(Stored items from a collection)
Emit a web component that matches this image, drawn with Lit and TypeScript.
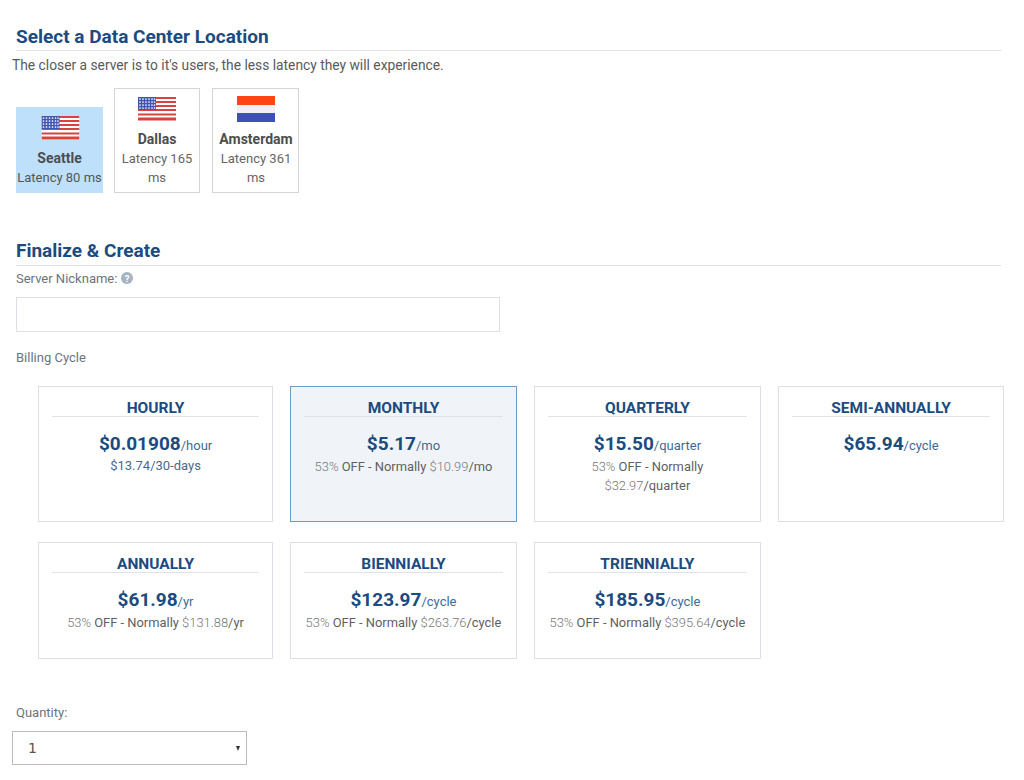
import { LitElement, html, css, svg } from "lit";
import { customElement } from "lit/decorators.js";

const usFlag = svg`<svg class="flag" width="38" height="24" viewBox="0 0 38 24">
  <rect width="38" height="24" fill="#fff"/>
  ${[0, 4, 8, 12, 16, 20].map((y, i) => svg`<rect y="${i < 4 ? y : y + 0.5}" width="38" height="${i === 5 ? 3 : 2}" fill="#d8433f"/>`)}
  <rect width="18" height="13" fill="#4056b0"/>
  ${[2, 5, 8, 11].map((y) => [2, 5, 8, 11, 14, 16.5].map((x) => svg`<circle cx="${x}" cy="${y}" r=".85" fill="#fff"/>`))}
</svg>`;

const nlFlag = svg`<svg class="flag" width="38" height="26" viewBox="0 0 38 26">
  <rect width="38" height="9" fill="#ff4413"/>
  <rect y="9" width="38" height="8" fill="#eef0f4"/>
  <rect y="17" width="38" height="9" fill="#3e50b4"/>
</svg>`;

interface Plan { name: string; price: string; unit: string; notes?: unknown; selected?: boolean; }

const off = (was: string, per: string, brk = false) => html`<div class="note"><span class="light">53%</span> OFF - Normally${brk ? html`<br />` : " "}<span class="light">${was}</span>${per}</div>`;

const plans: Plan[] = [
  { name: "HOURLY", price: "$0.01908", unit: "/hour", notes: html`<div class="note blue">$13.74/30-days</div>` },
  { name: "MONTHLY", price: "$5.17", unit: "/mo", notes: off("$10.99", "/mo"), selected: true },
  { name: "QUARTERLY", price: "$15.50", unit: "/quarter", notes: off("$32.97", "/quarter", true) },
  { name: "SEMI-ANNUALLY", price: "$65.94", unit: "/cycle" },
  { name: "ANNUALLY", price: "$61.98", unit: "/yr", notes: off("$131.88", "/yr") },
  { name: "BIENNIALLY", price: "$123.97", unit: "/cycle", notes: off("$263.76", "/cycle") },
  { name: "TRIENNIALLY", price: "$185.95", unit: "/cycle", notes: off("$395.64", "/cycle") },
];

@customElement("app-root")
export class AppRoot extends LitElement {
  static styles = css`
    :host { display: block; width: 1024px; height: 780px; overflow: hidden; background: #fff; font-family: Roboto, sans-serif; color: #555; box-sizing: border-box; padding: 24px 0 0 16px; }
    h2 { margin: 0; width: 985px; height: 27px; line-height: 26px; font-size: 19px; font-weight: 700; color: #1b4b7f; border-bottom: 1px solid #dfe3e8; box-sizing: border-box; }
    .desc { margin: 5px 0 0 -4px; font-size: 13.8px; line-height: 18px; color: #5a5a5a; }
    .locs { display: flex; align-items: flex-end; gap: 11px; margin-top: 14px; height: 105px; }
    .loc { box-sizing: border-box; width: 87px; border: 1px solid #d5d5d5; padding: 8px 0 5px; text-align: center; font-size: 13px; line-height: 19px; color: #666; }
    .loc.sel { border-color: #bfe0fb; background: #bfe0fb; color: #555; white-space: nowrap; }
    .loc.sel .flag { transform: translateX(0.5px); }
    .loc.mid { width: 86px; margin-right: 1px; }
    .loc.nl { padding-left: 1px; }
    .loc b { display: block; color: #4d4d4d; font-size: 14px; font-weight: 700; }
    .flag { display: block; margin: 0 auto 9px; }
    .loc.nl .flag { margin: -1px auto 8px; }
    .second { margin-top: 46px; line-height: 24px; }
    .label { font-size: 13px; line-height: 16px; color: #6a7480; }
    .nick { margin-top: 5px; }
    .hint { display: inline-block; vertical-align: -1px; }
    .input { box-sizing: border-box; width: 484px; height: 35px; margin-top: 10px; border: 1px solid #dcdfe3; }
    .billing { margin-top: 18px; }
    .grid { display: grid; grid-template-columns: 234.5px 227px 226.5px 226.5px; grid-template-rows: 135.5px 117px; column-gap: 17.2px; row-gap: 20.5px; margin: 20px 0 0 22.3px; }
    .plan { box-sizing: border-box; border: 1px solid #dcdfe3; padding: 12px 13px 0; text-align: center; }
    .plan.sel { background: #f0f4f9; border-color: #6c9cc6; }
    .name { height: 17px; line-height: 19px; font-size: 15.5px; font-weight: 700; color: #1b4b7f; border-bottom: 1px solid #e0e4e8; }
    .price { margin-top: 16px; line-height: 22px; font-size: 19px; font-weight: 700; color: #1b4b7f; white-space: nowrap; }
    .unit { font-size: 13px; font-weight: 400; color: #3f6a94; }
    .note { font-size: 12.9px; line-height: 19px; color: #5f5f5f; margin-top: 0; white-space: nowrap; }
    .note.blue { color: #4a6a8a; font-size: 13px; margin-top: -1px; }
    .light { font-weight: 300; color: #777; }
    .qty { margin-top: 46px; }
    .select { box-sizing: border-box; display: flex; align-items: center; justify-content: space-between; width: 235px; height: 34px; margin: 10px 0 0 -4px; padding: 0 6px 0 15px; border: 1px solid #bbb; font-family: "DejaVu Sans", sans-serif; font-size: 14px; color: #555; }
    .arrow { width: 0; height: 0; border-left: 2.5px solid transparent; border-right: 2.5px solid transparent; border-top: 5px solid #333; }
  `;

  render() {
    return html`
      <h2>Select a Data Center Location</h2>
      <p class="desc">The closer a server is to it's users, the less latency they will experience.</p>
      <div class="locs">
        <div class="loc sel">${usFlag}<b>Seattle</b>Latency 80 ms</div>
        <div class="loc mid">${usFlag}<b>Dallas</b>Latency 165 ms</div>
        <div class="loc nl">${nlFlag}<b>Amsterdam</b>Latency 361 ms</div>
      </div>
      <h2 class="second">Finalize &amp; Create</h2>
      <div class="label nick">Server Nickname:
        <svg class="hint" width="12" height="12" viewBox="0 0 12 12"><circle cx="6" cy="6" r="6" fill="#a5b3c2"/><text x="6" y="9.5" text-anchor="middle" font-size="9.5" font-weight="700" font-family="Roboto, sans-serif" fill="#fff">?</text></svg>
      </div>
      <div class="input"></div>
      <div class="label billing">Billing Cycle</div>
      <div class="grid">
        ${plans.map((p) => html`
          <div class="plan ${p.selected ? "sel" : ""}">
            <div class="name">${p.name}</div>
            <div class="price">${p.price}<span class="unit">${p.unit}</span></div>
            ${p.notes ?? ""}
          </div>`)}
      </div>
      <div class="label qty">Quantity:</div>
      <div class="select"><span>1</span><span class="arrow"></span></div>
    `;
  }
}
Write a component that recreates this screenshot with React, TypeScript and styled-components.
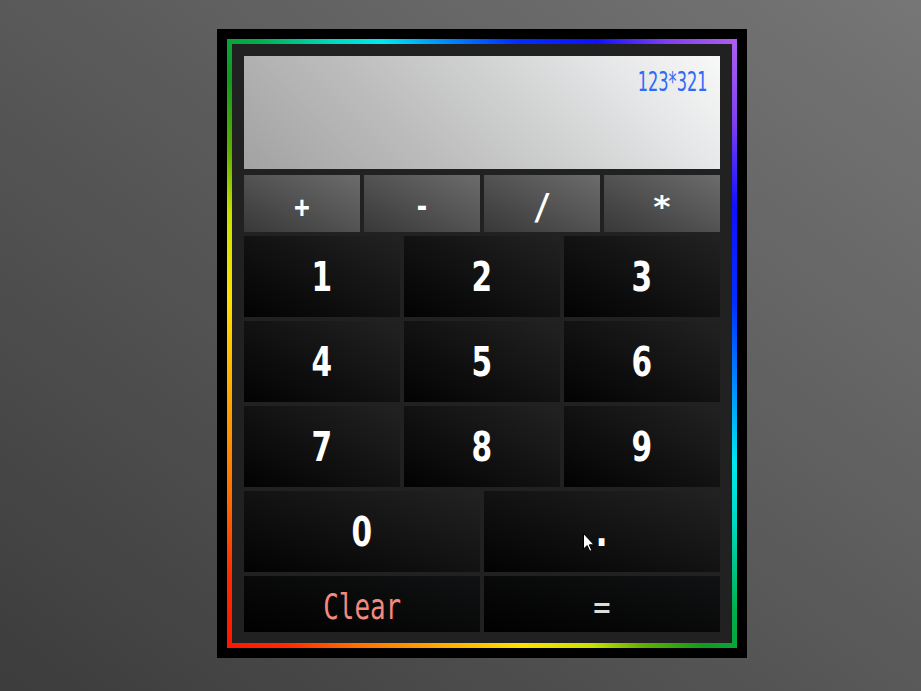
import styled, { createGlobalStyle } from 'styled-components';

const GlobalStyle = createGlobalStyle`
  html, body {
    margin: 0;
    height: 100%;
  }
  body {
    background: linear-gradient(to top right, #3c3c3c, #767676);
    font-family: 'DejaVu Sans', sans-serif;
  }
  #root {
    min-height: 100vh;
  }
`;

const digitKeys = ['1', '2', '3', '4', '5', '6', '7', '8', '9'];
const operators = ['+', '-', '/', '*'];

const Cursor = () =>
  <CursorSvg width="12" height="19" viewBox="0 0 12 19">
    <path d="M0.5 0.5 L0.5 16 L4.2 12.6 L6.8 18.3 L8.8 17.4 L6.3 11.8 L11 11.8 Z"
      fill="#fff" stroke="#000" strokeWidth="1" />
  </CursorSvg>;

export default function App() {
  return (
    <>
      <GlobalStyle />
      <Page>
        <Frame>
          <Rainbow>
            <Panel>
              <Display>
                <Glyph $scale={0.6} $origin="right">123*321</Glyph>
              </Display>
              <OperatorRow>
                {operators.map(op =>
                  <OperatorButton key={op} $tall={op === '/'}>
                    <Glyph $scale={op === '*' ? 1.1 : 0.85}>{op}</Glyph>
                  </OperatorButton>
                )}
              </OperatorRow>
              <KeyGrid>
                {digitKeys.map(d =>
                  <Key key={d} $span={2}>
                    <Glyph $scale={0.74}>{d}</Glyph>
                  </Key>
                )}
                <Key $span={3}>
                  <Glyph $scale={0.74}>0</Glyph>
                </Key>
                <Key $span={3}>
                  <Glyph $scale={0.8}>.</Glyph>
                  <Cursor />
                </Key>
                <ActionKey $span={3} $color="#f38b7c">
                  <MonoGlyph $scale={0.72}>Clear</MonoGlyph>
                </ActionKey>
                <ActionKey $span={3} $color="#dcdfd8">
                  <MonoGlyph $scale={0.8}>=</MonoGlyph>
                </ActionKey>
              </KeyGrid>
            </Panel>
          </Rainbow>
        </Frame>
      </Page>
    </>
  );
}

const Page = styled.div`
  display: flex;
  align-items: flex-start;
  padding: 29px 0 0 217px;
`;

const Frame = styled.div`
  background: #000;
  padding: 10px;
  width: 530px;
  box-sizing: border-box;
`;

const Rainbow = styled.div`
  padding: 5px;
  background: linear-gradient(to top right,
    #ff1400 0%,
    #ff2a00 6%,
    #ff7000 13%,
    #ffa000 20%,
    #ffe000 29%,
    #c8e000 36%,
    #60b000 41%,
    #109a20 47%,
    #00b050 53%,
    #00d8c0 60%,
    #00e8f0 65%,
    #0080ff 72%,
    #0030ff 78%,
    #1010ff 86%,
    #8040f0 93%,
    #b060f0 100%);
`;

const Panel = styled.div`
  display: flex;
  flex-direction: column;
  background: #212121;
  padding: 12px 12px 11px;
`;

const Display = styled.div`
  height: 113px;
  box-sizing: border-box;
  padding: 11px 12px;
  text-align: right;
  background: linear-gradient(45deg, #a2a2a2 0%, #bdbdbd 35%, #d2d3d3 60%, #e6e7e8 80%, #f8f8f8 100%);
  color: #2f6af7;
  font-size: 27px;
  line-height: 30px;
`;

const Glyph = styled.span<{ $scale: number; $origin?: string }>`
  display: inline-block;
  transform: scaleX(${p => p.$scale});
  transform-origin: ${p => p.$origin ?? 'center'};
`;

const MonoGlyph = styled(Glyph)`
  font-family: 'DejaVu Sans Mono', monospace;
`;

const OperatorRow = styled.div`
  display: grid;
  grid-template-columns: repeat(4, 1fr);
  gap: 4px;
  margin-top: 6px;
  height: 57px;
`;

const OperatorButton = styled.div<{ $tall: boolean }>`
  display: flex;
  align-items: center;
  justify-content: center;
  padding-top: 6px;
  box-sizing: border-box;
  background: linear-gradient(to top right, #383838, #6c6c6c);
  color: #fff;
  font-family: 'DejaVu Sans Mono', monospace;
  font-size: ${p => (p.$tall ? 36 : 30)}px;
  font-weight: bold;
`;

const KeyGrid = styled.div`
  display: grid;
  grid-template-columns: repeat(6, 1fr);
  grid-template-rows: 81px 81px 81px 81px 56px;
  gap: 4px;
  margin-top: 4px;
`;

const Key = styled.div<{ $span: number }>`
  position: relative;
  grid-column: span ${p => p.$span};
  display: flex;
  align-items: center;
  justify-content: center;
  background: linear-gradient(to top right, #020202, #222222);
  color: #fff;
  font-size: 40px;
  font-weight: bold;
`;

const ActionKey = styled(Key)<{ $color: string }>`
  background: linear-gradient(to top right, #000, #111213);
  color: ${p => p.$color};
  font-size: 36px;
  font-weight: normal;
  padding-top: 4px;
`;

const CursorSvg = styled.svg`
  position: absolute;
  left: 99px;
  top: 42px;
`;
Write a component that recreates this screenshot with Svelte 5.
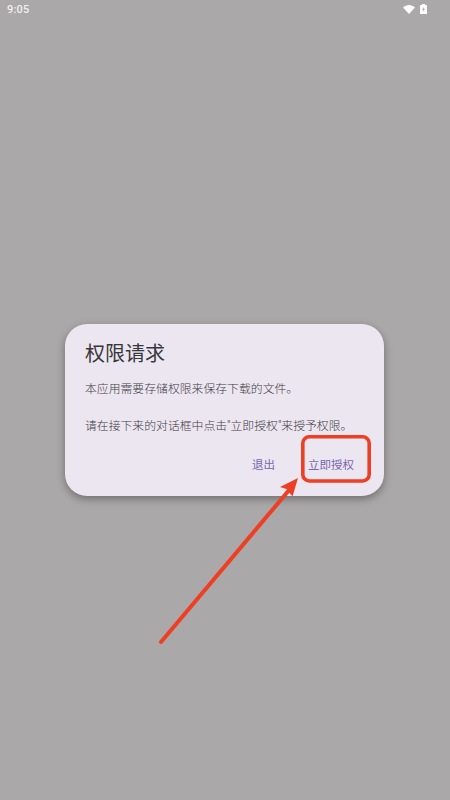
<script lang="ts">
  const message = "本应用需要存储权限来保存下载的文件。";
  const hint = "请在接下来的对话框中点击\"立即授权\"来授予权限。";
</script>

<div class="screen">
  <header class="status">
    <span class="time">9:05</span>
    <span class="icons">
      <svg width="12" height="9" viewBox="0 0 12 9"><path d="M0 2.6C1.6 1 3.7 0 6 0s4.4 1 6 2.6L6 9z" fill="#fff" /></svg>
      <svg width="7" height="10" viewBox="0 0 7 10">
        <path d="M2 0h3v1h1.500a.5.5 0 0 1 .5.500V9.500a.5.5 0 0 1-.5.500H.5a.5.5 0 0 1-.5-.5V1.500A.5.5 0 0 1 .5 1H2z" fill="#fff" />
        <path d="M3.800 2.800 2.200 6h1.100v1.800L4.800 4.800H3.700z" fill="#aaa8a8" />
      </svg>
    </span>
  </header>

  <main class="center">
    <section class="dialog">
      <h2>权限请求</h2>
      <p>{message}</p>
      <p class="second">{hint}</p>
      <div class="actions">
        <button>退出</button>
        <button>立即授权</button>
      </div>
    </section>
  </main>

  <!-- red annotation drawn over the dialog -->
  <svg class="markup" width="450" height="800" viewBox="0 0 450 800">
    <rect x="302.800" y="436.800" width="66.400" height="44.200" rx="6.500" fill="none" stroke="#ee3f24" stroke-width="3.600" />
    <path d="M161 642 290 489" fill="none" stroke="#ee3f24" stroke-width="4" stroke-linecap="round" />
    <path d="M298 478 280 487 286.500 489 292.500 496.500z" fill="#ee3f24" />
  </svg>
</div>

<style>
  :global(body) {
    margin: 0;
    background: #aaa8a8;
  }
  .screen {
    position: relative;
    width: 450px;
    height: 800px;
    overflow: hidden;
    display: flex;
    flex-direction: column;
    background: #aaa8a8;
    font-family: Roboto, "Noto Sans CJK SC", sans-serif;
  }
  .status {
    display: flex;
    align-items: flex-start;
    justify-content: space-between;
    height: 24px;
    padding: 3px 23px 0 7px;
    box-sizing: border-box;
    color: #f1f0f0;
  }
  .time {
    font-size: 11px;
    font-weight: 500;
    line-height: 14px;
    letter-spacing: 0.2px;
  }
  .icons {
    display: flex;
    align-items: flex-start;
    gap: 5px;
    padding-top: 1px;
  }
  .icons svg {
    display: block;
  }
  .icons svg:first-child {
    margin-top: 1px;
  }
  .center {
    flex: 1;
    padding: 300px 66px 0 65px;
  }
  .dialog {
    box-sizing: border-box;
    height: 172px;
    padding: 17px 14px 0 20px;
    background: #ece6f0;
    border-radius: 22px;
    box-shadow: 0 3px 8px rgba(0, 0, 0, 0.35);
  }
  h2 {
    margin: 0 0 14px;
    font-size: 20px;
    font-weight: 400;
    line-height: 26px;
    color: #38363b;
  }
  p {
    margin: 0;
    font-size: 11.850px;
    font-weight: 300;
    line-height: 16px;
    color: #3f3b45;
    white-space: nowrap;
  }
  .second {
    margin-top: 21px;
  }
  .actions {
    display: flex;
    justify-content: flex-end;
    gap: 33px;
    margin-top: 23px;
    padding-right: 16px;
  }
  button {
    padding: 0;
    border: none;
    background: none;
    font: inherit;
    font-size: 11.500px;
    font-weight: 400;
    line-height: 16px;
    color: #7a66b2;
  }
  .markup {
    position: absolute;
    left: 0;
    top: 0;
    pointer-events: none;
  }
</style>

**THE TASK:** Please reproduce, word for word, every line from the first line of the records above through the line containing "const off = (was: string, per: string, brk", and leave out the pictures.

**RIGHT ANSWER:**
Emit a web component that matches this image, drawn with Lit and TypeScript.
import { LitElement, html, css, svg } from "lit";
import { customElement } from "lit/decorators.js";

const usFlag = svg`<svg class="flag" width="38" height="24" viewBox="0 0 38 24">
  <rect width="38" height="24" fill="#fff"/>
  ${[0, 4, 8, 12, 16, 20].map((y, i) => svg`<rect y="${i < 4 ? y : y + 0.5}" width="38" height="${i === 5 ? 3 : 2}" fill="#d8433f"/>`)}
  <rect width="18" height="13" fill="#4056b0"/>
  ${[2, 5, 8, 11].map((y) => [2, 5, 8, 11, 14, 16.5].map((x) => svg`<circle cx="${x}" cy="${y}" r=".85" fill="#fff"/>`))}
</svg>`;

const nlFlag = svg`<svg class="flag" width="38" height="26" viewBox="0 0 38 26">
  <rect width="38" height="9" fill="#ff4413"/>
  <rect y="9" width="38" height="8" fill="#eef0f4"/>
  <rect y="17" width="38" height="9" fill="#3e50b4"/>
</svg>`;

interface Plan { name: string; price: string; unit: string; notes?: unknown; selected?: boolean; }

const off = (was: string, per: string, brk = false) => html`<div class="note"><span class="light">53%</span> OFF - Normally${brk ? html`<br />` : " "}<span class="light">${was}</span>${per}</div>`;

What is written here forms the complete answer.